Not every electrical contractor is set up for maintenance work across multiple settings. Some are strong on installation but less experienced in fault finding. Others can complete basic domestic tasks but are not equipped for complex commercial or infrastructure environments.
A suitable provider should be able to inspect, test, report clearly and carry out remedial works to an appropriate standard. Approval status, sector experience and the ability to work across domestic, commercial and industrial applications all matter. So does communication. Decision-makers need findings explained in plain terms, with priorities made clear.
The best maintenance relationships are built on consistency. Over time, a contractor who understands the history of the site can identify recurring patterns, spot emerging risks earlier and recommend practical improvements rather than isolated fixes.
Electrical systems age, loads change and environments put installations under pressure. None of that is unusual.

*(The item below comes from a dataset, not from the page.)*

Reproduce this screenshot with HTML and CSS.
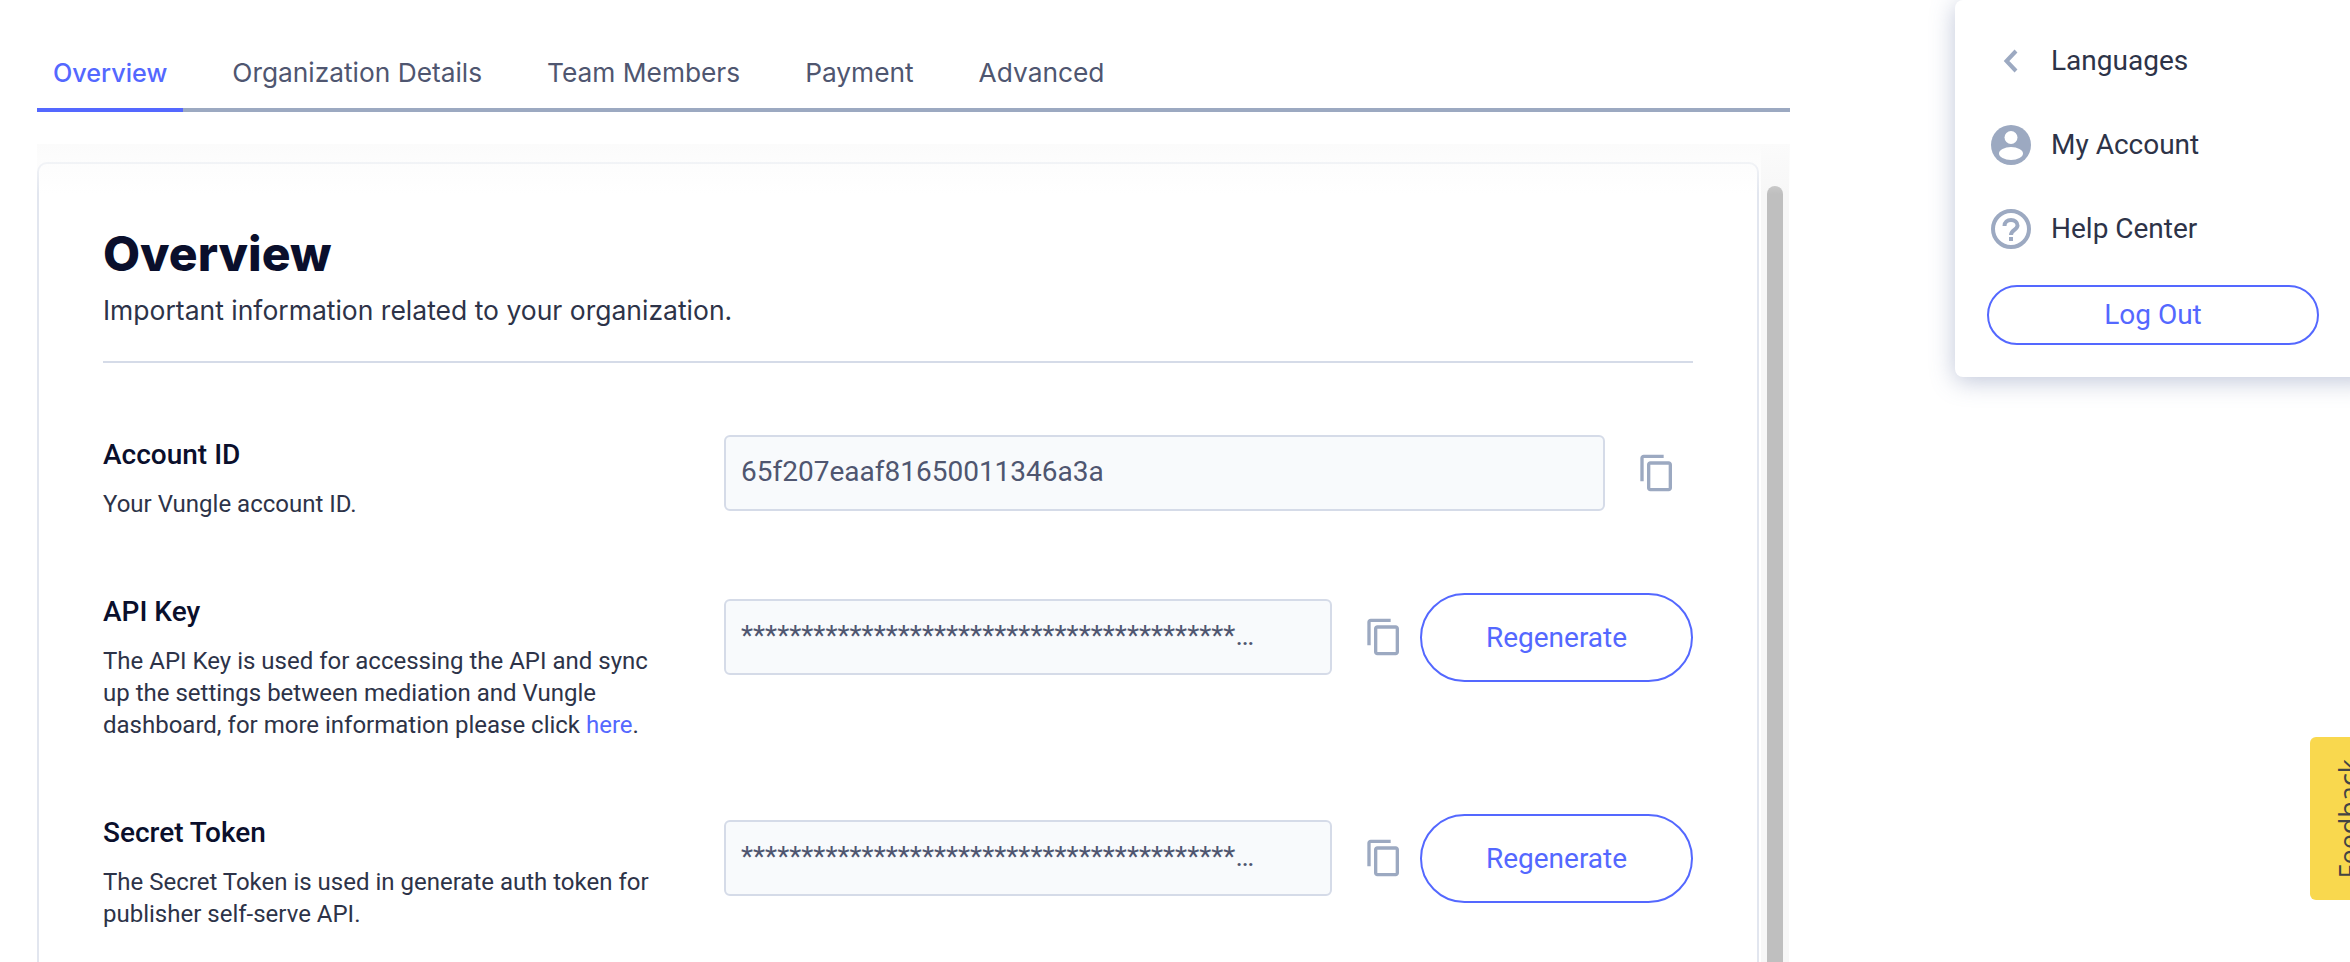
FILE: index.html
```html
<!DOCTYPE html>
<html lang="en">
<head>
<meta charset="utf-8">
<title>Overview</title>
<link rel="stylesheet" href="styles.css">
</head>
<body>
<main class="page">
  <nav class="tabs">
    <a class="tab active">Overview</a>
    <a class="tab">Organization Details</a>
    <a class="tab">Team Members</a>
    <a class="tab">Payment</a>
    <a class="tab">Advanced</a>
  </nav>
  <div class="scroll">
    <section class="card">
      <h1 class="title">Overview</h1>
      <p class="subtitle">Important information related to your organization.</p>
      <hr class="rule">
      <div class="row row-first">
        <div class="info">
          <h2 class="label">Account ID</h2>
          <p class="desc">Your Vungle account ID.</p>
        </div>
        <div class="controls">
          <div class="field"><span class="value">65f207eaaf81650011346a3a</span></div>
          <svg class="copy" viewBox="0 0 24 24"><path d="M16 1H4c-1.1 0-2 .9-2 2v14h2V3h12V1zm3 4H8c-1.1 0-2 .9-2 2v14c0 1.1.9 2 2 2h11c1.1 0 2-.9 2-2V7c0-1.1-.9-2-2-2zm0 16H8V7h11v14z"/></svg>
        </div>
      </div>
      <div class="row">
        <div class="info">
          <h2 class="label">API Key</h2>
          <p class="desc">The API Key is used for accessing the API and sync up the settings between mediation and Vungle dashboard, for more information please click <a class="link">here</a>.</p>
        </div>
        <div class="controls">
          <div class="field"><span class="value">****************************************************************</span></div>
          <svg class="copy" viewBox="0 0 24 24"><path d="M16 1H4c-1.1 0-2 .9-2 2v14h2V3h12V1zm3 4H8c-1.1 0-2 .9-2 2v14c0 1.1.9 2 2 2h11c1.1 0 2-.9 2-2V7c0-1.1-.9-2-2-2zm0 16H8V7h11v14z"/></svg>
          <button class="regen">Regenerate</button>
        </div>
      </div>
      <div class="row">
        <div class="info">
          <h2 class="label">Secret Token</h2>
          <p class="desc">The Secret Token is used in generate auth token for publisher self-serve API.</p>
        </div>
        <div class="controls">
          <div class="field"><span class="value">****************************************************************</span></div>
          <svg class="copy" viewBox="0 0 24 24"><path d="M16 1H4c-1.1 0-2 .9-2 2v14h2V3h12V1zm3 4H8c-1.1 0-2 .9-2 2v14c0 1.1.9 2 2 2h11c1.1 0 2-.9 2-2V7c0-1.1-.9-2-2-2zm0 16H8V7h11v14z"/></svg>
          <button class="regen">Regenerate</button>
        </div>
      </div>
    </section>
    <div class="track"><div class="thumb"></div></div>
  </div>
</main>
<aside class="menu">
  <div class="menu-item">
    <svg class="menu-icon" viewBox="0 0 40 40"><path class="chev" d="M25 10 L15.5 20 L25 30"/></svg>
    <span class="menu-text">Languages</span>
  </div>
  <div class="menu-item">
    <svg class="menu-icon" viewBox="0 0 40 40"><circle class="fill" cx="20" cy="20" r="20"/><circle class="hole" cx="20" cy="12.500" r="6.500"/><ellipse class="hole" cx="20" cy="28.500" rx="12" ry="6.500"/></svg>
    <span class="menu-text">My Account</span>
  </div>
  <div class="menu-item">
    <svg class="menu-icon" viewBox="0 0 40 40"><circle class="ring" cx="20" cy="20" r="18"/><path class="qmark" d="M13.500 17c0-3.800 2.900-6 6.500-6s6.500 2.300 6.500 5.500c0 4.500-6.500 4.500-6.500 9.500"/><rect class="fill" x="18" y="28" width="4" height="4"/></svg>
    <span class="menu-text">Help Center</span>
  </div>
  <button class="logout">Log Out</button>
</aside>
<div class="feedback"><span>Feedback</span></div>
</body>
</html>
```

FILE: styles.css
```css
* { box-sizing: border-box; }
html, body { margin: 0; height: 100%; }
body {
  overflow: hidden;
  background: #fff;
  font-family: "Roboto", sans-serif;
  color: #2d3348;
  position: relative;
}
.page {
  width: 1790px;
  height: 962px;
  padding: 44px 0 0 37px;
  display: flex;
  flex-direction: column;
}
.tabs {
  display: flex;
  gap: 33px;
  height: 68px;
  border-bottom: 4px solid #9ca9c1;
  flex: none;
}
.tab {
  padding: 12px 16px 0;
  height: 68px;
  font-family: "Inter", sans-serif;
  font-size: 26.300px;
  line-height: 34px;
  color: #4f5670;
  white-space: nowrap;
}
.tab.active {
  color: #5468ff;
  font-size: 25.200px;
  font-weight: 500;
  border-bottom: 4px solid #5468ff;
}
.scroll {
  position: relative;
  flex: 1;
  min-height: 0;
  margin-top: 32px;
  padding-top: 18px;
  display: flex;
  overflow: hidden;
}
.scroll::before {
  content: "";
  position: absolute;
  left: 0;
  right: 0;
  top: 0;
  height: 50px;
  background: linear-gradient(#fbfbfb, rgba(255, 255, 255, 0));
  pointer-events: none;
}
.card {
  width: 1722px;
  flex: none;
  height: 1000px;
  padding: 60px 64px 0;
  background: #fff;
  border: 2px solid #e2e6ef;
  border-radius: 10px;
}
.title {
  margin: 0;
  font-family: "Inter", sans-serif;
  font-size: 48px;
  font-weight: 800;
  line-height: 60px;
  color: #0a0f2c;
}
.subtitle {
  margin: 8px 0 0;
  font-family: "Inter", sans-serif;
  font-size: 26.500px;
  line-height: 36px;
  color: #2d3348;
}
.rule {
  margin: 33px 0 0;
  border: 0;
  border-top: 2px solid #d5dbe8;
}
.row {
  display: flex;
  margin-top: 72px;
}
.info {
  width: 621px;
  flex: none;
  padding-top: 4px;
}
.label {
  margin: 0;
  font-size: 28px;
  font-weight: 500;
  line-height: 32px;
  color: #0a0f2c;
}
.desc {
  width: 560px;
  margin: 17px 0 0;
  font-size: 24px;
  line-height: 32px;
  color: #2d3348;
}
.link { color: #5468ff; }
.controls {
  flex: 1;
  min-width: 0;
  display: flex;
  align-items: center;
  height: 89px;
}
.row-first .controls { height: 76px; }
.field {
  flex: 1;
  min-width: 0;
  height: 76px;
  padding: 0 72px 2px 15px;
  display: flex;
  align-items: center;
  background: #f8fafc;
  border: 2px solid #d5dbe8;
  border-radius: 6px;
}
.value {
  min-width: 0;
  overflow: hidden;
  white-space: nowrap;
  text-overflow: ellipsis;
  font-size: 28px;
  line-height: 34px;
  color: #4f5670;
}
.copy {
  flex: none;
  width: 40px;
  height: 40px;
  margin: 0 16px 0 32px;
  fill: #9ca9c1;
}
.regen {
  flex: none;
  width: 273px;
  height: 89px;
  margin-top: 2px;
  background: #fff;
  border: 2px solid #5468ff;
  border-radius: 45px;
  font-family: "Roboto", sans-serif;
  font-size: 28px;
  color: #5468ff;
}
.menu {
  position: absolute;
  left: 1955px;
  top: 0;
  width: 420px;
  height: 377px;
  padding: 19px 32px 0 36px;
  background: #fff;
  border-radius: 8px;
  box-shadow: 0 4px 24px rgba(113, 128, 170, 0.45);
}
.menu-item {
  display: flex;
  align-items: center;
  gap: 20px;
  height: 84px;
  font-size: 28px;
  color: #2d3348;
}
.menu-text { padding-bottom: 2px; }
.menu-icon {
  width: 40px;
  height: 40px;
  flex: none;
}
.chev {
  fill: none;
  stroke: #9ca9c1;
  stroke-width: 4;
}
.fill { fill: #9ca9c1; }
.hole { fill: #fff; }
.ring {
  fill: none;
  stroke: #9ca9c1;
  stroke-width: 4;
}
.qmark {
  fill: none;
  stroke: #9ca9c1;
  stroke-width: 4;
}
.logout {
  display: block;
  width: 332px;
  height: 60px;
  margin: 14px 0 0 -4px;
  padding-bottom: 3px;
  background: #fff;
  border: 2px solid #5468ff;
  border-radius: 30px;
  font-family: "Roboto", sans-serif;
  font-size: 28px;
  color: #5468ff;
}
.track {
  width: 30px;
  flex: none;
  margin-top: -18px;
  padding: 42px 6px 0;
  background: #f7f7f7;
  border-left: 2px solid #fff;
}
.thumb {
  height: 900px;
  background: #bfbfbf;
  border-radius: 8px;
}
.feedback {
  position: absolute;
  left: 2310px;
  top: 737px;
  width: 60px;
  height: 163px;
  padding-left: 24px;
  display: flex;
  align-items: center;
  justify-content: flex-start;
  background: #f9d84e;
  border-radius: 6px;
}
.feedback span {
  writing-mode: vertical-rl;
  transform: rotate(180deg);
  font-family: "Open Sans", sans-serif;
  font-size: 27px;
  line-height: 30px;
  color: #444;
}
```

What matters is whether those changes are being monitored and managed properly.
The maintenance of your electrical system gives you control over risk, cost and reliability. It helps homeowners avoid hidden hazards, supports landlords with their responsibilities, and gives businesses a clearer view of asset condition before faults interfere with operations. If there is one sensible step to take, it is this: do not wait for an electrical problem to make the decision for you.